### Exercise description:
Comb through the entries for "this" and pull out each line that holds it.

Start Supplied records

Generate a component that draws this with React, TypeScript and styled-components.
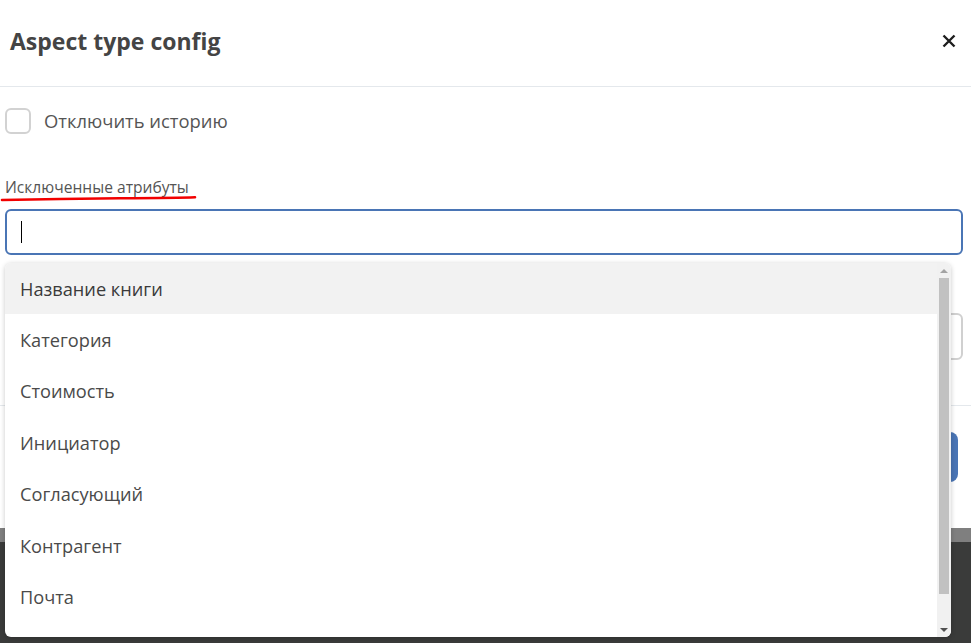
import React from "react";
import styled, { createGlobalStyle } from "styled-components";

const Global = createGlobalStyle`
  html, body { margin: 0; padding: 0; }
  body {
    font-family: "Open Sans", "Noto Sans", sans-serif;
    background: #3a3b3a;
    overflow: hidden;
  }
  * { box-sizing: border-box; }
`;

const Page = styled.div`
  display: flex;
  flex-direction: column;
  height: 643px;
`;

const Modal = styled.div`
  background: #fff;
  height: 528px;
  display: flex;
  flex-direction: column;
  flex-shrink: 0;
`;

const Strip = styled.div`
  height: 14px;
  background: #7f7f7f;
  flex-shrink: 0;
`;

const Backdrop = styled.div`
  flex: 1;
  background: #3a3b3a;
`;

const Header = styled.div`
  height: 87px;
  border-bottom: 1px solid #e4e8ec;
  display: flex;
  align-items: center;
  justify-content: space-between;
  padding: 0 14px 0 10px;
  flex-shrink: 0;
`;

const Title = styled.h2`
  margin: 0;
  font-size: 23px;
  font-weight: 700;
  color: #444;
  padding-bottom: 5px;
`;

const CloseButton = styled.button`
  border: 0;
  background: transparent;
  padding: 0;
  width: 16px;
  height: 16px;
  display: flex;
  align-items: center;
  justify-content: center;
  cursor: pointer;
  margin-bottom: 5px;
`;

const Body = styled.div`
  padding: 21px 8px 0 5px;
  display: flex;
  flex-direction: column;
  height: 319px;
  border-bottom: 1px solid #e4e8ec;
  flex-shrink: 0;
`;

const CheckRow = styled.label`
  display: flex;
  align-items: center;
  gap: 13px;
  height: 26px;
`;

const CheckBox = styled.span`
  width: 26px;
  height: 26px;
  border: 2px solid #d2d2d2;
  border-radius: 6px;
  background: #fff;
`;

const CheckLabel = styled.span`
  font-size: 18.4px;
  color: #555;
  padding-bottom: 1px;
`;

const Field = styled.div<{ $top: number }>`
  position: relative;
  margin-top: ${(p) => p.$top}px;
  display: flex;
  flex-direction: column;
`;

const FieldLabel = styled.div`
  position: relative;
  font-size: 15.6px;
  line-height: 20px;
  color: #555;
  height: 20px;
  margin-bottom: 12px;
`;

const Underline = styled.svg`
  position: absolute;
  left: -5px;
  top: 18px;
  overflow: visible;
`;

const InputBox = styled.div<{ $focused?: boolean }>`
  height: ${(p) => (p.$focused ? 46 : 47)}px;
  border: ${(p) => (p.$focused ? "2px solid #4a75b5" : "2px solid #d0d0d0")};
  border-radius: 6px;
  display: flex;
  align-items: center;
  padding-left: 14px;
`;

const Caret = styled.span`
  width: 1px;
  height: 22px;
  background: #000;
`;

const Dropdown = styled.div`
  position: absolute;
  left: 0;
  top: 86px;
  width: 946px;
  height: 374px;
  background: #fff;
  border-radius: 6px;
  box-shadow: 0 1px 5px rgba(0, 0, 0, 0.22);
  display: flex;
  overflow: hidden;
  z-index: 10;
`;

const List = styled.div`
  flex: 1;
  overflow: hidden;
`;

const Option = styled.div<{ $active?: boolean }>`
  height: 51.4px;
  display: flex;
  align-items: center;
  padding-left: 15px;
  font-size: 18.2px;
  color: ${(p) => (p.$active ? "#3a3a3a" : "#4a4a4a")};
  background: ${(p) => (p.$active ? "#f2f2f2" : "#fff")};
`;

const Scrollbar = styled.div`
  width: 14px;
  background: #f1f1f1;
  display: flex;
  flex-direction: column;
  align-items: center;
  flex-shrink: 0;
`;

const Arrow = styled.div<{ $down?: boolean }>`
  width: 0;
  height: 0;
  border-left: 4px solid transparent;
  border-right: 4px solid transparent;
  ${(p) =>
    p.$down
      ? "border-top: 4px solid #505050; margin-top: auto; margin-bottom: 5px;"
      : "border-bottom: 4px solid #a3a3a3; margin-top: 6px;"}
`;

const Thumb = styled.div`
  width: 10px;
  height: 316px;
  background: #c1c1c1;
  margin-top: 5px;
`;

const Footer = styled.div`
  flex: 1;
  display: flex;
  justify-content: flex-end;
  align-items: flex-start;
  padding: 26px 13px 0 0;
`;

const PrimaryButton = styled.button`
  height: 50px;
  padding: 0 28px;
  border: 0;
  border-radius: 8px;
  background: #4a75b5;
  color: #fff;
  font-family: inherit;
  font-size: 16px;
`;

const options = [
  "Название книги",
  "Категория",
  "Стоимость",
  "Инициатор",
  "Согласующий",
  "Контрагент",
  "Почта",
];

export default function App() {
  return (
    <>
      <Global />
      <Page>
        <Modal>
          <Header>
            <Title>Aspect type config</Title>
            <CloseButton aria-label="close">
              <svg width="14" height="14" viewBox="0 0 14 14">
                <path d="M1.5 1.5 L12.5 12.5 M12.5 1.5 L1.5 12.5" stroke="#1e1e1e" strokeWidth="2.4" strokeLinecap="butt" />
              </svg>
            </CloseButton>
          </Header>
          <Body>
            <CheckRow>
              <CheckBox />
              <CheckLabel>Отключить историю</CheckLabel>
            </CheckRow>
            <Field $top={43}>
              <FieldLabel>
                Исключенные атрибуты
                <Underline width="200" height="6">
                  <path d="M2 5 Q 60 3.6 120 3.2 T 195 2.2" stroke="#f20000" strokeWidth="2.6" fill="none" strokeLinecap="round" />
                </Underline>
              </FieldLabel>
              <InputBox $focused>
                <Caret />
              </InputBox>
              <Dropdown>
                <List>
                  {options.map((o, i) => (
                    <Option key={o} $active={i === 0}>
                      {o}
                    </Option>
                  ))}
                </List>
                <Scrollbar>
                  <Arrow />
                  <Thumb />
                  <Arrow $down />
                </Scrollbar>
              </Dropdown>
            </Field>
            <Field $top={26}>
              <FieldLabel />
              <InputBox />
            </Field>
          </Body>
          <Footer>
            <PrimaryButton>Сохранить</PrimaryButton>
          </Footer>
        </Modal>
        <Strip />
        <Backdrop />
      </Page>
    </>
  );
}
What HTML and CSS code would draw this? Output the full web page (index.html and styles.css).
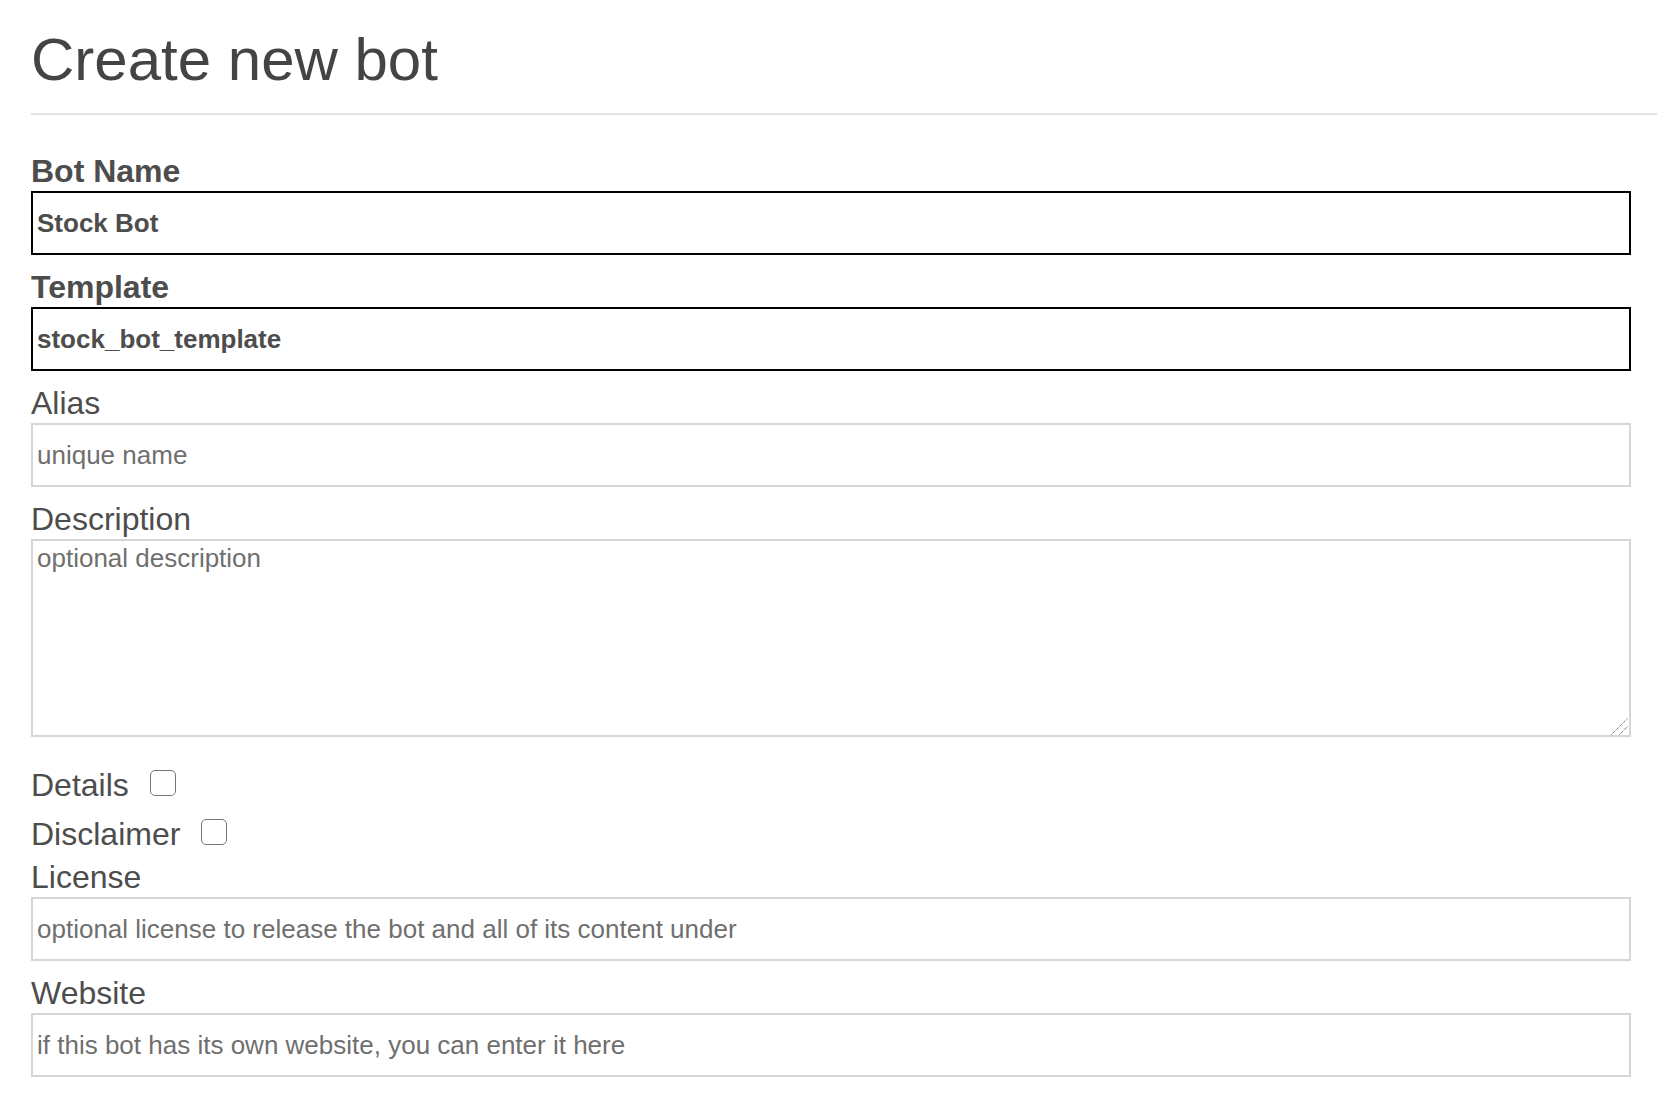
FILE: index.html
```html
<!DOCTYPE html>
<html lang="en">
<head>
    <meta charset="UTF-8">
    <meta name="viewport" content="width=device-width, initial-scale=1.0">
    <title>Create new bot</title>
    <link rel="stylesheet" href="styles.css">
</head>

<body>
    <div class="container">
        <h1>Create new bot</h1>
        <hr class="rule" />

        <form class="bot-form">
            <label class="field-label strong" for="name">Bot Name</label>
            <input class="field fixed" id="name" type="text" value="Stock Bot">

            <label class="field-label strong" for="template">Template</label>
            <input class="field fixed" id="template" type="text" value="stock_bot_template">

            <label class="field-label" for="alias">Alias</label>
            <input class="field" id="alias" type="text" placeholder="unique name">

            <label class="field-label" for="description">Description</label>
            <div class="area-wrap">
                <textarea class="field area" id="description" placeholder="optional description"></textarea>
                <!-- resize grip -->
                <svg class="grip" width="17" height="17" viewBox="0 0 17 17">
                    <line x1="0.5" y1="16.5" x2="16.5" y2="0.5" />
                    <line x1="8.5" y1="16.5" x2="16.5" y2="8.5" />
                </svg>
            </div>

            <label class="check-row first">Details<input class="check" type="checkbox"></label>
            <label class="check-row">Disclaimer<input class="check" type="checkbox"></label>

            <label class="field-label after-check" for="license">License</label>
            <input class="field" id="license" type="text" placeholder="optional license to release the bot and all of its content under">

            <label class="field-label" for="website">Website</label>
            <input class="field" id="website" type="text" placeholder="if this bot has its own website, you can enter it here">
        </form>
    </div>
</body>
</html>
```

FILE: styles.css
```css
body {
    margin: 0;
    padding: 0;
    background-color: #fff;
    font-family: "Liberation Sans", Arial, sans-serif;
    color: #4d4d4d;
}

.container {
    padding: 26px 26px 0 31px;
    overflow: hidden;
}

h1 {
    margin: 0;
    font-size: 60px;
    font-weight: normal;
    line-height: 67px;
    color: #444;
}

.rule {
    border: none;
    height: 2px;
    background-color: #e2e2e2;
    margin: 20px -26px 24px 0;
}

.bot-form {
    width: 1600px;
}

.field-label {
    display: block;
    padding-top: 14px;
    font-size: 32px;
    line-height: 36px;
    color: #4d4d4d;
}
.field-label.strong {
    font-weight: bold;
}
.field-label.after-check {
    padding-top: 7px;
}

.field {
    display: block;
    box-sizing: border-box;
    width: 1600px;
    height: 64px;
    margin: 2px 0 0 0;
    padding: 0 4px;
    border: solid 2px #d6d6d6;
    border-radius: 0;
    background-color: #fff;
    font-family: "Liberation Sans", Arial, sans-serif;
    font-size: 26px;
    color: #4d4d4d;
    outline: none;
}
.field::placeholder {
    color: #6f6f6f;
}
.field.fixed {
    border-color: #000;
    font-weight: bold;
}

.area-wrap {
    position: relative;
}
.field.area {
    height: 198px;
    padding: 2px 4px;
    line-height: 30px;
    resize: none;
}
.grip {
    position: absolute;
    right: 3px;
    bottom: 2px;
}
.grip line {
    stroke: #444;
    stroke-width: 1;
    stroke-dasharray: 1 1;
}

.check-row {
    display: block;
    padding-top: 13px;
    font-size: 32px;
    line-height: 36px;
}
.check-row.first {
    padding-top: 30px;
}

.check {
    -webkit-appearance: none;
    appearance: none;
    display: inline-block;
    box-sizing: border-box;
    width: 26px;
    height: 26px;
    margin: 0 0 0 21px;
    border: solid 1.5px #767676;
    border-radius: 5px;
    background-color: #fff;
    vertical-align: baseline;
}
```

End Supplied records

### Finished task:
Generate a component that draws this with React, TypeScript and styled-components.
What HTML and CSS code would draw this? Output the full web page (index.html and styles.css).
            <input class="field" id="website" type="text" placeholder="if this bot has its own website, you can enter it here">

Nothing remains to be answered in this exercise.